───── DATASET EXCERPT ─────

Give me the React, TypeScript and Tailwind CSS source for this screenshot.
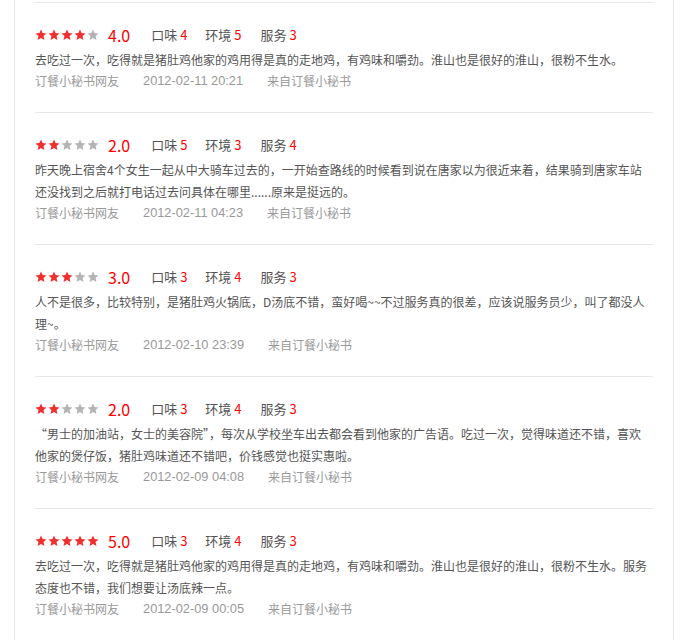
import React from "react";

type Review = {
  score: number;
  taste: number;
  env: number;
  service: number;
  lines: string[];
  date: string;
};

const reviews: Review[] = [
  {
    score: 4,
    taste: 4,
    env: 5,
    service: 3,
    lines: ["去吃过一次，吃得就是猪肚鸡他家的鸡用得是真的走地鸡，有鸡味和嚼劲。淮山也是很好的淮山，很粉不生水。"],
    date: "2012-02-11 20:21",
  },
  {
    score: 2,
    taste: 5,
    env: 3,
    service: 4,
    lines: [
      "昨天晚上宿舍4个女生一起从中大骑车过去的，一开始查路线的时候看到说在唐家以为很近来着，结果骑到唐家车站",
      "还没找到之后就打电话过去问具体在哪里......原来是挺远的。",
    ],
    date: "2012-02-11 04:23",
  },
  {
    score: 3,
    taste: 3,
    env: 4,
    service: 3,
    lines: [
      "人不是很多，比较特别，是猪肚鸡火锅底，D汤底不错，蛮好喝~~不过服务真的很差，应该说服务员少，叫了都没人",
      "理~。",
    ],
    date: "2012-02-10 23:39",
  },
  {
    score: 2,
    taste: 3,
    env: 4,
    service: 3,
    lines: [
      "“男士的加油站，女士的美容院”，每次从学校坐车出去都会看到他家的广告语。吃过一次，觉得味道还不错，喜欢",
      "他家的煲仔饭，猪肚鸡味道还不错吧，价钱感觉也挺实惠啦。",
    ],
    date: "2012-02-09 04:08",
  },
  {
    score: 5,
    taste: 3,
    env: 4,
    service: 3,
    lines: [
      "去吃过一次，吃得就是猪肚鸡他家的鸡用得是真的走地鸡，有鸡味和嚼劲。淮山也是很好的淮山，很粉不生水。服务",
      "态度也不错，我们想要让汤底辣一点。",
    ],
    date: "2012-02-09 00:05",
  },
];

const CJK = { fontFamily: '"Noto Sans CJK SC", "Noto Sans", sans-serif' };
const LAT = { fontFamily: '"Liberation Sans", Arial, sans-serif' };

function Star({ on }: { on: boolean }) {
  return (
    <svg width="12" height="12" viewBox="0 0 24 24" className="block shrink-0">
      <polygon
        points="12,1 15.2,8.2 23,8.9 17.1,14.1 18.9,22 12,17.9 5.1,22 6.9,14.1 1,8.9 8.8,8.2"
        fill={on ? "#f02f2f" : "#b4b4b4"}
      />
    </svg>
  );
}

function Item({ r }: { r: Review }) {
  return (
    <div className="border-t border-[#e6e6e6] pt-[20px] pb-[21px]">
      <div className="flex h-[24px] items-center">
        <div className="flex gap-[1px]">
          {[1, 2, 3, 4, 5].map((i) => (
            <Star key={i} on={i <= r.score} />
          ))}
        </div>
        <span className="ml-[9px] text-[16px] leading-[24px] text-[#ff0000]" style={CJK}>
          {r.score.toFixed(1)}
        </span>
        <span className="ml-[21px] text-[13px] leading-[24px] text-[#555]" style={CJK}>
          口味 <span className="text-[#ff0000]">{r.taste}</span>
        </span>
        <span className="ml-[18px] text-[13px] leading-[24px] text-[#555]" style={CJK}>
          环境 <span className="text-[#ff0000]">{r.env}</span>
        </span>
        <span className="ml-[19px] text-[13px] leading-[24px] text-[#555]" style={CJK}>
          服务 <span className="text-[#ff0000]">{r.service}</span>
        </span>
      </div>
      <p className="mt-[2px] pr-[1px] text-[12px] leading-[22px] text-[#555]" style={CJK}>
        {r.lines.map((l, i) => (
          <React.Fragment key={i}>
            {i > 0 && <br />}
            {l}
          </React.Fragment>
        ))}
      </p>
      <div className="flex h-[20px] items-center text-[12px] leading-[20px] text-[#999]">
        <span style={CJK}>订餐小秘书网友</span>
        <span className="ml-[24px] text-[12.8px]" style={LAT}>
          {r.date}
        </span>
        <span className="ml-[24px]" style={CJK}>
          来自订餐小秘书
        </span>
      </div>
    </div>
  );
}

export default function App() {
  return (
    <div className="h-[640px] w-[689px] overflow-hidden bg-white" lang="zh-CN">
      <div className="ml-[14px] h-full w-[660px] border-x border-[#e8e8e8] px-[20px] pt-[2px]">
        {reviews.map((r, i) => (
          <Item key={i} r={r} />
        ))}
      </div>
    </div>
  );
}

─────

Find each line that has the word "React", then copy it out.

RESULT FOR THIS EXERCISE:
Give me the React, TypeScript and Tailwind CSS source for this screenshot.
import React from "react";
          <React.Fragment key={i}>
          </React.Fragment>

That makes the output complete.